Cariani stayed on for a joyous second tune by Fats Waller and Alex Hill, “I’m Crazy ‘Bout My Baby”, which reinforced the great fit between Waller’s stride piano and Yazbek’s mastery of that style. This great musical rush of joy drew out the best jazz instincts of every musician on stage, “I’m crazy about my baby, and my baby’s crazy about me.”

The second Band’s Visit guest, the delectable and dreamy-voiced Ari’el Stachel, first sidled up to a central romantic tune his Chet Baker loving Egyptian character sings, of love he yearns for and the romance all around him, teaching a young Israeli townie about how to pick up girls. “Haled’s Song About Love,” is all swooshing percussion and smooth melodies and gentle full vocal delivery.

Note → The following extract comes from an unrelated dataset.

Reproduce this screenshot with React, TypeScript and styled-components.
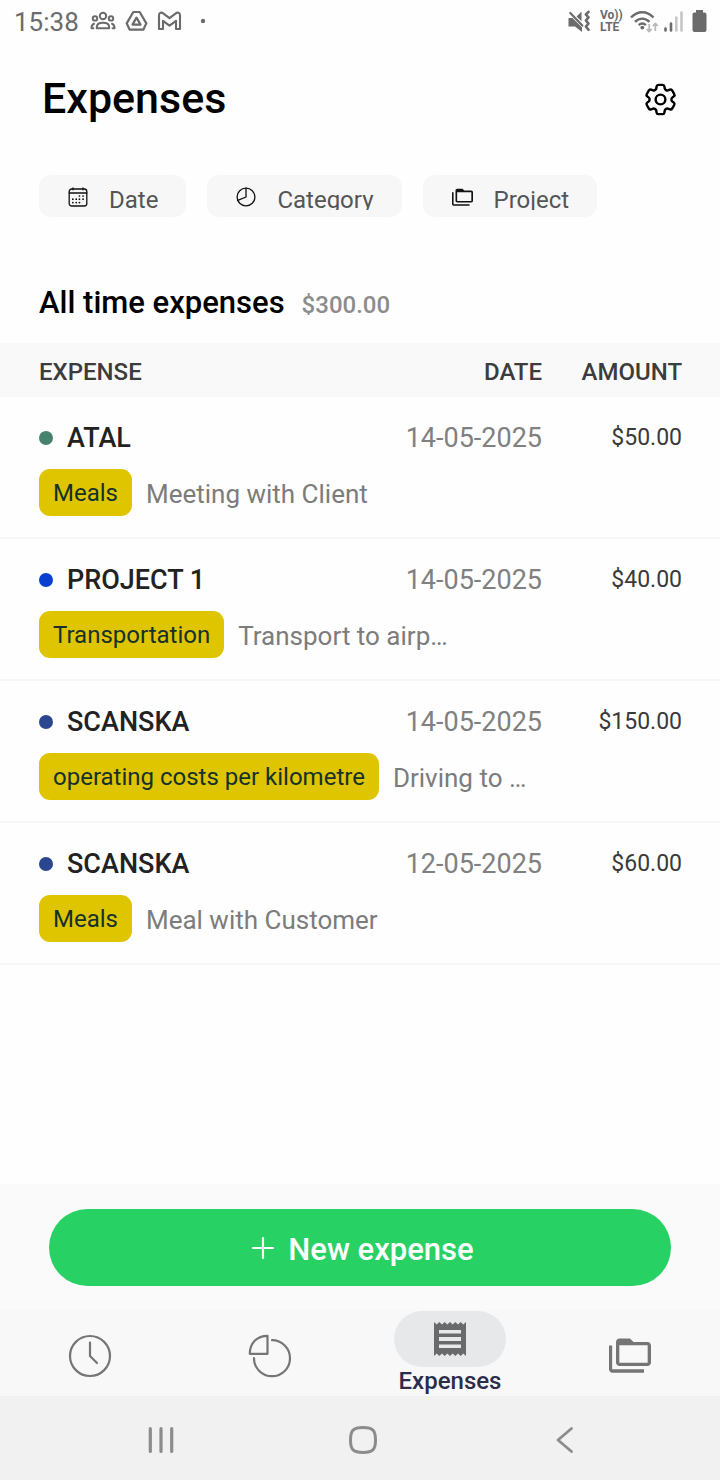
import React from "react";
import styled, { createGlobalStyle } from "styled-components";
import { HiOutlineCog6Tooth } from "react-icons/hi2";

const GlobalStyle = createGlobalStyle`
  *, *::before, *::after { box-sizing: border-box; }
  body {
    margin: 0;
    background: #fefefe;
    color: #000;
    font-family: Roboto, "Liberation Sans", sans-serif;
  }
  button { font: inherit; border: 0; cursor: pointer; }
  svg { display: block; flex: none; }
`;

const Screen = styled.div`
  display: flex;
  flex-direction: column;
  min-height: 100vh;
`;

const StatusBar = styled.div`
  display: flex;
  justify-content: space-between;
  align-items: center;
  height: 44px;
  padding: 0 13px 2px 14px;
  color: #6b6b6b;
`;

const StatusGroup = styled.div<{ $gap: number }>`
  display: flex;
  align-items: center;
  gap: ${(p) => p.$gap}px;
`;

const Clock = styled.time`
  padding: 2px 2px 0 0;
  font-size: 26px;
  line-height: 32px;
`;

const Volte = styled.span`
  display: flex;
  flex-direction: column;
  width: 21px;
  font-size: 12px;
  line-height: 12px;
  font-weight: 700;
  white-space: nowrap;
`;

const Header = styled.header`
  display: flex;
  justify-content: space-between;
  align-items: center;
  height: 110px;
  padding: 0 40px 0 42px;
`;

const Title = styled.h1`
  margin: 0;
  padding-bottom: 2px;
  font-size: 43px;
  line-height: 50px;
  font-weight: 500;
`;

const IconButton = styled.button`
  display: flex;
  padding: 0;
  background: none;
  color: inherit;
`;

const Filters = styled.div`
  display: flex;
  gap: 21px;
  padding: 21px 39px 0;
`;

const Chip = styled.button`
  display: flex;
  align-items: center;
  gap: 21px;
  height: 42px;
  padding: 2px 28px 0 29px;
  border-radius: 12px;
  background: #f7f7f7;
  color: #555;
`;

const ChipLabel = styled.span`
  height: 26px;
  overflow: hidden;
  font-size: 24px;
  line-height: 32px;
`;

const Summary = styled.div`
  display: flex;
  align-items: baseline;
  gap: 17px;
  padding: 66px 39px 20px;
`;

const SummaryTitle = styled.h2`
  margin: 0;
  font-size: 31px;
  line-height: 40px;
  font-weight: 500;
`;

const SummaryTotal = styled.span`
  font-size: 24px;
  font-weight: 500;
  color: #8c8c8c;
`;

const Table = styled.table`
  width: 100%;
  border-collapse: collapse;
  text-align: right;
`;

const HeadCell = styled.th<{ $align?: string }>`
  height: 54px;
  padding: 4px 0 0;
  background: #f9f9f9;
  color: #3c3c3c;
  font-size: 24px;
  line-height: 28px;
  font-weight: 500;
  text-align: ${(p) => p.$align ?? "right"};
  &:first-child { padding-left: 39px; }
  &:last-child { width: 178px; padding-right: 38px; }
`;

const Cell = styled.td`
  padding: 24px 0 0;
  line-height: 34px;
`;

const NameCell = styled(Cell)`
  padding-left: 39px;
  text-align: left;
`;

const Name = styled.span`
  display: flex;
  align-items: center;
  gap: 14px;
  font-size: 27px;
  font-weight: 500;
  color: #222;
`;

const Dot = styled.i<{ $color: string }>`
  width: 14px;
  height: 14px;
  border-radius: 50%;
  background: ${(p) => p.$color};
`;

const DateCell = styled(Cell)`
  font-size: 27px;
  color: #808080;
`;

const AmountCell = styled(Cell)`
  padding-right: 38px;
  font-size: 23px;
  color: #3a3a3a;
`;

const DetailCell = styled.td`
  padding: 14px 39px 21px;
  border-bottom: 2px solid #f7f7f7;
`;

const Detail = styled.div`
  display: flex;
  align-items: center;
  gap: 14px;
`;

const Tag = styled.span`
  padding: 2px 14px 0;
  border-radius: 11px;
  background: #dfc500;
  color: #16302b;
  font-size: 24px;
  line-height: 45px;
`;

const Note = styled.span`
  padding-top: 2px;
  font-size: 26px;
  line-height: 34px;
  color: #7c7c7c;
`;

const Main = styled.main`
  flex: 1;
`;

const ActionBar = styled.div`
  padding: 25px 49px 24px;
  background: #fafafa;
`;

const NewButton = styled.button`
  display: flex;
  align-items: center;
  justify-content: center;
  gap: 13px;
  width: 100%;
  height: 77px;
  padding: 0 0 0 5px;
  border-radius: 39px;
  background: #28d163;
  color: #fff;
  font-size: 31px;
  font-weight: 500;
`;

const NewLabel = styled.span`
  padding-top: 4px;
`;

const TabBar = styled.nav`
  display: grid;
  grid-template-columns: repeat(4, 1fr);
  height: 86px;
  background: #f8f8f8;
`;

const Tab = styled.a<{ $active?: boolean }>`
  display: flex;
  flex-direction: column;
  align-items: center;
  justify-content: ${(p) => (p.$active ? "flex-start" : "center")};
  padding-top: ${(p) => (p.$active ? 1 : 5)}px;
  color: ${(p) => (p.$active ? "#2b2d4a" : "#757575")};
  font-size: 24px;
  line-height: 28px;
  font-weight: 500;
  text-decoration: none;
`;

const Pill = styled.span`
  display: flex;
  align-items: center;
  justify-content: center;
  width: 112px;
  height: 56px;
  border-radius: 28px;
  background: #e7e8ea;
  color: #696a6c;
`;

const SystemBar = styled.div`
  display: flex;
  justify-content: space-around;
  align-items: center;
  height: 84px;
  padding: 4px 55px 0 60px;
  background: #f1f1f1;
  color: #8c8c8c;
`;

const line = {
  fill: "none",
  stroke: "currentColor",
  strokeLinecap: "round" as const,
  strokeLinejoin: "round" as const,
};

const PeopleIcon = () => (
  <svg width="26" height="20" viewBox="0 0 26 20" {...line} strokeWidth="2">
    <circle cx="13" cy="5" r="3.2" />
    <circle cx="5" cy="7.400" r="2.200" />
    <circle cx="21" cy="7.400" r="2.200" />
    <path d="M6.800 17.200v-1c0-2.800 2.600-4.400 6.200-4.400s6.200 1.600 6.200 4.400v1z" />
    <path d="M4 12.800C2.300 13.400 1.500 14.700 1.500 17.200H3.400M22 12.800c1.700.6 2.500 1.900 2.500 4.400h-1.900" />
  </svg>
);

const DriveIcon = () => (
  <svg width="23" height="22" viewBox="0 0 23 22" {...line} strokeWidth="2.200">
    <path d="M8.300 2h6.400l6.600 11.400-3 6.300H4.700l-3-6.300z" />
    <path d="M11.500 7.600l4 7H7.500z" />
  </svg>
);

const MailIcon = () => (
  <svg width="25" height="20" viewBox="0 0 25 20" {...line} strokeWidth="2.100">
    <path d="M2 4C2 1.600 4.500 1 6.200 2.300l6.300 4.900 6.300-4.900C20.500 1 23 1.600 23 4v14h-4V9.800l-6.500 4.800L6 9.800V18H2z" />
  </svg>
);

const MuteIcon = () => (
  <svg width="23" height="23" viewBox="0 0 23 23" {...line}>
    <path d="M.500 8h4l9.500 9.500V22L7 16.500H.500zM8.600 6.400l4.900-5v9.800z" fill="currentColor" stroke="none" />
    <path d="M2.300 3l12 12.600" strokeWidth="2.200" />
    <path d="M20.500 1.800l-2.600 2.700 2.600 2.900-2.600 3.100 2.600 3.100-2.600 2.900 2.600 3.200" strokeWidth="2.600" />
  </svg>
);

const WifiIcon = () => (
  <svg width="29" height="23" viewBox="0 0 29 23" {...line} strokeLinecap="butt">
    <path d="M1 7.500c6.500-7 16-7 22.500 0M5 11.800c4.300-4.300 10.200-4.300 14.500 0M8.700 15.200c2.200-2 5-2 7.200 0" strokeWidth="2.400" />
    <circle cx="12.300" cy="17.600" r="1.900" fill="currentColor" stroke="none" />
    <path d="M19.200 14v7.500M16.800 19l2.400 2.600 2.400-2.600M25.300 21v-7.500M22.900 16l2.400-2.600 2.400 2.600" stroke="#b9b9b9" strokeWidth="1.800" />
  </svg>
);

const SignalIcon = () => (
  <svg width="20" height="23" viewBox="0 0 20 23" {...line} strokeWidth="2.600">
    <path d="M2.500 18.500v2M8 13.500v7" />
    <path d="M13.300 7.500v13M18.500 2.500v18" stroke="#c6c6c6" />
  </svg>
);

const BatteryIcon = () => (
  <svg width="15" height="22" viewBox="0 0 15 22" fill="currentColor">
    <path d="M4 0h7v2.500h1.500Q14.500 2.500 14.500 4.500V20q0 2-2 2h-10q-2 0-2-2V4.500q0-2 2-2H4z" />
  </svg>
);

const CalendarIcon = () => (
  <svg width="20" height="20" viewBox="0 0 20 20" {...line} stroke="#111" strokeWidth="1.300">
    <rect x="1.200" y="2" width="17.600" height="17" rx="2.500" />
    <path d="M1.200 6h17.600M5 .8v2M15 .8v2" />
    <path d="M11.400 9h.1M15 9h.1M4.800 12.200h.1M8.200 12.200h.1M11.400 12.200h.1M15 12.200h.1M4.800 15.600h.1M8.200 15.600h.1M11.400 15.600h.1" strokeWidth="1.700" />
  </svg>
);

const CategoryIcon = () => (
  <svg width="20" height="20" viewBox="0 0 20 20" {...line} stroke="#111" strokeWidth="1.300">
    <circle cx="10" cy="10" r="8.900" />
    <path d="M10 1.100V10L1.800 13.400" />
  </svg>
);

const FoldersIcon = ({ size, color }: { size: number; color?: string }) => (
  <svg width={size} height={size} viewBox="0 0 24 24" fill={color ?? "currentColor"}>
    <path d="M1.800 6H0v13.500c0 1.100.9 2 2 2h18v-1.900H1.800zM22 4h-8l-2-2H6c-1.100 0-2 .9-2 2v11.700c0 1.100.9 2 2 2h16c1.100 0 2-.9 2-2V6c0-1.100-.9-2-2-2zm.1 11.900H5.900V5.900h16.200z" />
  </svg>
);

const PlusIcon = () => (
  <svg width="24" height="24" viewBox="0 0 24 24" {...line} strokeWidth="2.200">
    <path d="M12 2v20M2 12h20" />
  </svg>
);

const TimeTabIcon = () => (
  <svg width="44" height="44" viewBox="0 0 44 44" {...line} strokeWidth="2.200">
    <circle cx="22" cy="22" r="20" />
    <path d="M22 8.500V22l7 7" />
  </svg>
);

const StatsTabIcon = () => (
  <svg width="44" height="44" viewBox="0 0 44 44" {...line} strokeWidth="2.200">
    <path d="M19.500 1.800v18H1.800C1.800 9 9 1.800 19.500 1.800z" />
    <path d="M24 6.200A18 18 0 1 1 6 24.200" />
  </svg>
);

const ReceiptIcon = () => (
  <svg width="32" height="36" viewBox="0 0 32 36">
    <path
      fill="currentColor"
      fillRule="evenodd"
      d="M0 1l2.700 2.400L5.300 1 8 3.400 10.700 1l2.600 2.400L16 1l2.700 2.400L21.300 1 24 3.400 26.700 1l2.600 2.400L32 1v34l-2.700-2.400-2.600 2.400L24 32.600 21.300 35l-2.600-2.400L16 35l-2.700-2.400-2.600 2.400L8 32.600 5.300 35l-2.600-2.400L0 35zM5 9v3.500h22V9zM5 16v4h22v-4zM5 23.500V27h22v-3.500z"
    />
  </svg>
);

const RecentsIcon = () => (
  <svg width="28" height="28" viewBox="0 0 28 28" {...line} strokeWidth="3.200">
    <path d="M3.300 2.500v23M14 2.500v23M24.700 2.500v23" />
  </svg>
);

const HomeIcon = () => (
  <svg width="30" height="30" viewBox="0 0 30 30" {...line} strokeWidth="3">
    <path d="M15 2.500c9.800 0 12.500 2.700 12.500 12.500S24.800 27.500 15 27.500 2.500 24.800 2.500 15 5.200 2.500 15 2.500z" />
  </svg>
);

const BackIcon = () => (
  <svg width="28" height="28" viewBox="0 0 28 28" {...line} strokeWidth="2.800">
    <path d="M20.500 2.500L7 14l13.500 11.500" />
  </svg>
);

const filters = [
  { label: "Date", icon: <CalendarIcon /> },
  { label: "Category", icon: <CategoryIcon /> },
  { label: "Project", icon: <FoldersIcon size={21} color="#111" /> },
];

const expenses = [
  { name: "ATAL", color: "#45836f", date: "14-05-2025", amount: "$50.00", tag: "Meals", note: "Meeting with Client" },
  { name: "PROJECT 1", color: "#0b3fcf", date: "14-05-2025", amount: "$40.00", tag: "Transportation", note: "Transport to airp…" },
  { name: "SCANSKA", color: "#2b458f", date: "14-05-2025", amount: "$150.00", tag: "operating costs per kilometre", note: "Driving to …" },
  { name: "SCANSKA", color: "#2b458f", date: "12-05-2025", amount: "$60.00", tag: "Meals", note: "Meal with Customer" },
];

export default function App() {
  return (
    <Screen>
      <GlobalStyle />
      <StatusBar>
        <StatusGroup $gap={9}>
          <Clock>15:38</Clock>
          <PeopleIcon />
          <DriveIcon />
          <MailIcon />
          <svg width="24" height="6" viewBox="0 0 24 6" fill="currentColor">
            <circle cx="12" cy="3" r="2.200" />
          </svg>
        </StatusGroup>
        <StatusGroup $gap={4}>
          <StatusGroup $gap={9}>
            <MuteIcon />
            <Volte>
              <span>Vo))</span>
              <span>LTE</span>
            </Volte>
            <WifiIcon />
          </StatusGroup>
          <StatusGroup $gap={9}>
            <SignalIcon />
            <BatteryIcon />
          </StatusGroup>
        </StatusGroup>
      </StatusBar>

      <Header>
        <Title>Expenses</Title>
        <IconButton type="button" aria-label="Settings">
          <HiOutlineCog6Tooth size={39} />
        </IconButton>
      </Header>

      <Main>
        <Filters>
          {filters.map((f) => (
            <Chip type="button" key={f.label}>
              {f.icon}
              <ChipLabel>{f.label}</ChipLabel>
            </Chip>
          ))}
        </Filters>

        <Summary>
          <SummaryTitle>All time expenses</SummaryTitle>
          <SummaryTotal>$300.00</SummaryTotal>
        </Summary>

        <Table>
          <thead>
            <tr>
              <HeadCell scope="col" $align="left">EXPENSE</HeadCell>
              <HeadCell scope="col">DATE</HeadCell>
              <HeadCell scope="col">AMOUNT</HeadCell>
            </tr>
          </thead>
          {expenses.map((e, i) => (
            <tbody key={i}>
              <tr>
                <NameCell>
                  <Name>
                    <Dot $color={e.color} />
                    {e.name}
                  </Name>
                </NameCell>
                <DateCell>{e.date}</DateCell>
                <AmountCell>{e.amount}</AmountCell>
              </tr>
              <tr>
                <DetailCell colSpan={3}>
                  <Detail>
                    <Tag>{e.tag}</Tag>
                    <Note>{e.note}</Note>
                  </Detail>
                </DetailCell>
              </tr>
            </tbody>
          ))}
        </Table>
      </Main>

      <ActionBar>
        <NewButton type="button">
          <PlusIcon />
          <NewLabel>New expense</NewLabel>
        </NewButton>
      </ActionBar>

      <TabBar aria-label="Sections">
        <Tab href="#time" aria-label="Time">
          <TimeTabIcon />
        </Tab>
        <Tab href="#reports" aria-label="Reports">
          <StatsTabIcon />
        </Tab>
        <Tab href="#expenses" $active aria-current="page">
          <Pill>
            <ReceiptIcon />
          </Pill>
          Expenses
        </Tab>
        <Tab href="#projects" aria-label="Projects">
          <FoldersIcon size={42} />
        </Tab>
      </TabBar>

      <SystemBar>
        <IconButton type="button" aria-label="Recent apps">
          <RecentsIcon />
        </IconButton>
        <IconButton type="button" aria-label="Home">
          <HomeIcon />
        </IconButton>
        <IconButton type="button" aria-label="Back">
          <BackIcon />
        </IconButton>
      </SystemBar>
    </Screen>
  );
}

Stachel then took on a second tune, “Where is the Sandman?” that Yazbek called “a nightmare Nighthawks kind of lullaby” that depicts emptiness and resignation “No one’s here / there’s nobody here,” the lyrics haunt you, with inspired jams among Yazbek, Stachel, Vercesi on the sax, and a heavy drum solo. “Come to me sandman / take my pain.” Goodness.

A final tune is one of the most raucously romantic in the middle of The Band’s Visit. “Beat of Your Heart” begins with a piano intro that feels like symphonic Gershwin and soon morphs into a musing on love about a girl in a white dress. “I smiled at her, she smiled at me, and the music did the rest.”

With this crew, the music does it all. What treasures.

 

David Yazbek and guests Ari’el Stachel and John Cariani, was March 12 at 7pm at Feinstein’s 54 Below (254 West 54th Street).